Du 8 septembre et au 28 octobre, le monde de l’ovalie vibre au rythme de la Coupe du monde de rugby. Un sport "de gentlemen" qui, malgré la rudesse des échanges, cultive la "générosité" et le respect de valeurs fortes. Véritable légende du rugby, l'ancien joueur et entraîneur Daniel Herrero en a fait sa vocation. Il porte un regard critique sur la professionnalisation de ce sport.
Ancien rugbyman et entraîneur de l’équipe de Toulouse, Daniel Herrero est un grand nom de la discipline. Sa passion, il l'ancre dans les valeurs fortes aux fondements de la pratique, comme la "solidarité" et la "générosité". À l’occasion de la Coupe du monde, et de la parution de son "Dictionnaire amoureux du rugby des temps modernes" (éd. Plon, 2023), rencontre avec un homme qui a fait du rugby sa vocation.
Aux origines du rugby, des "pratiques corporelles rustiques", lors d'affrontements entre villages, par exemple, autour des IVe et Ve siècles en Europe occidentale. Des pratiques qui peuvent faire penser au rugby actuel, selon Daniel Herrero. "On pouvait s’affronter, se rentrer dedans et peut-être même se torgnoler un peu mais à l’ancienne et toujours avec quelques composantes poétiques !"
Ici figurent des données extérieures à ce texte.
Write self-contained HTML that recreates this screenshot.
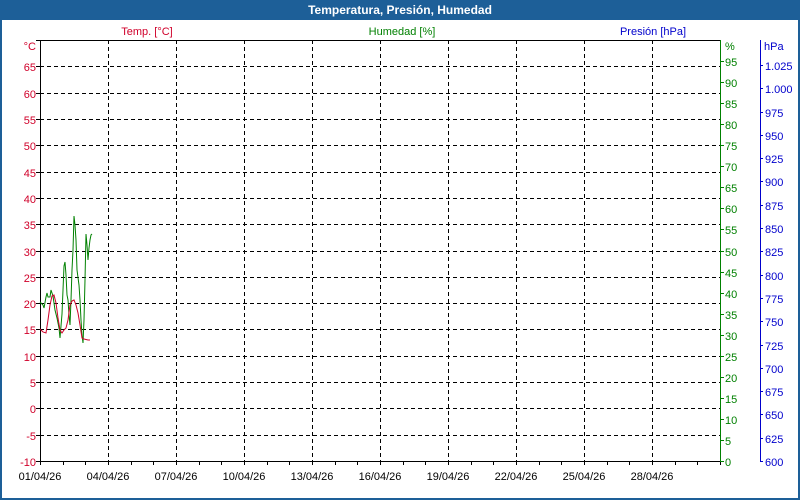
<!DOCTYPE html><html><head><meta charset="utf-8"><style>
body{margin:0;width:800px;height:500px;overflow:hidden;background:#fff;font-family:"Liberation Sans",sans-serif}
#t{position:absolute;left:0;top:0;width:800px;height:20px;background:#1d5f98;color:#fff;font-weight:bold;font-size:12px;text-align:center;line-height:20px}
#f{position:absolute;left:0;top:20px;width:796px;height:478px;border:2px solid #1d5f98;border-top:0}
svg{position:absolute;left:0;top:0}
text{font-family:"Liberation Sans",sans-serif;font-size:11px}
</style></head><body>
<div id="t">Temperatura, Presión, Humedad</div><div id="f"></div>
<svg id="s" width="800" height="500" xmlns="http://www.w3.org/2000/svg"></svg>
<script>
var s='';
var R='#d0002a',G='#008000',B='#0000cc';
s+='<text x="147" y="35" fill="'+R+'" text-anchor="middle">Temp. [°C]</text>';
s+='<text x="402" y="35" fill="'+G+'" text-anchor="middle">Humedad [%]</text>';
s+='<text x="653" y="35" fill="'+B+'" text-anchor="middle">Presión [hPa]</text>';
for(var v=-10;v<=70;v+=5){var y=Math.round(461-(v+10)*5.2625);
 if(v>-10&&v<70)s+='<line x1="40" x2="720" y1="'+(y+.5)+'" y2="'+(y+.5)+'" stroke="#000" stroke-dasharray="4,3"/>';
 s+='<line x1="36" x2="40" y1="'+(y+.5)+'" y2="'+(y+.5)+'" stroke="#000"/>';
 if(v<70)s+='<text x="36" y="'+(y+5)+'" fill="'+R+'" text-anchor="end">'+v+'</text>';}
s+='<text x="36" y="50" fill="'+R+'" text-anchor="end">°C</text>';
for(var d=0;d<=30;d++){var x=Math.round(40+d*22.667);
 s+='<line x1="'+(x+.5)+'" x2="'+(x+.5)+'" y1="461" y2="465" stroke="#000"/>';
 if(d%3==0){ if(d>0)s+='<line x1="'+(x+.5)+'" x2="'+(x+.5)+'" y1="40" y2="461" stroke="#000" stroke-dasharray="4,3"/>';
  if(d<30){var dd=('0'+(d+1)).slice(-2);s+='<text x="'+x+'" y="480" fill="#000" text-anchor="middle">'+dd+'/04/26</text>';}}}
s+='<line x1="40" x2="720" y1="40.5" y2="40.5" stroke="#000"/>';
s+='<line x1="40.5" x2="40.5" y1="40" y2="462" stroke="#000"/>';
s+='<line x1="40" x2="720" y1="461.5" y2="461.5" stroke="#000"/>';
s+='<line x1="720.5" x2="720.5" y1="40" y2="462" stroke="'+G+'"/>';
for(var v=0;v<=95;v+=5){var y=Math.round(461-v*4.21);s+='<line x1="720" x2="724" y1="'+(y+.5)+'" y2="'+(y+.5)+'" stroke="'+G+'"/><text x="725" y="'+(y+5)+'" fill="'+G+'">'+v+'</text>';}
s+='<text x="725" y="50" fill="'+G+'">%</text>';
s+='<line x1="760.5" x2="760.5" y1="40" y2="462" stroke="'+B+'"/>';
for(var v=600;v<=1025;v+=25){var y=Math.round(461-(v-600)*0.9318);var l=v>=1000?(v==1000?'1.000':'1.025'):v;s+='<line x1="760" x2="763" y1="'+(y+.5)+'" y2="'+(y+.5)+'" stroke="'+B+'"/><text x="765" y="'+(y+5)+'" fill="'+B+'">'+l+'</text>';}
s+='<text x="764" y="50" fill="'+B+'">hPa</text>';
var g=[[40,302],[43,305],[44,308],[46,297],[47,293],[48,297],[50,297],[51,290],[53,296],[55,310],[57,318],[59,328],[60,338],[62,314],[63,290],[64,266],[65,262],[66,275],[67,295],[68,300],[69,315],[70,325],[71,300],[72,270],[73,250],[74,216],[75,225],[76,240],[77,270],[79,285],[80,300],[81,320],[82,335],[83,343],[84,320],[85,280],[86,234],[87,245],[88,260],[89,248],[90,240],[91,235],[92,234]];
var r=[[40,329],[43,332],[46,333],[48,320],[50,305],[52,296],[54,295],[56,303],[58,318],[60,330],[62,333],[64,330],[66,328],[68,320],[70,305],[72,301],[74,300],[76,305],[78,313],[80,325],[82,338],[84,339],[88,340],[90,340]];
s+='<polyline fill="none" stroke="'+G+'" points="'+g.join(' ')+'"/>';
s+='<polyline fill="none" stroke="'+R+'" points="'+r.join(' ')+'"/>';
document.getElementById('s').innerHTML=s;
</script></body></html>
Le rugby a véritablement émergé au XIXe siècle, dans les milieux universitaires fréquentés par l'aristocratie britannique. Il y a même toute une "pensée éducative" derrière les règles du jeu. À cette époque, la naissance du rugby se trouve intimement liée à l'idée que "le corps est un élément majeur de l’éducation". Ainsi, la pratique du rugby permettrait une meilleure "maîtrise de soi, de son corps et du rapport à l’autre", nous raconte Daniel Herrero. De cette pensée éducative subsistera, par la suite, cette idée, que “le rugby sera une permanence entre la considération inaltérable de l’égo et, en même temps, une route vers les autres, en allant dans le sens du partage”.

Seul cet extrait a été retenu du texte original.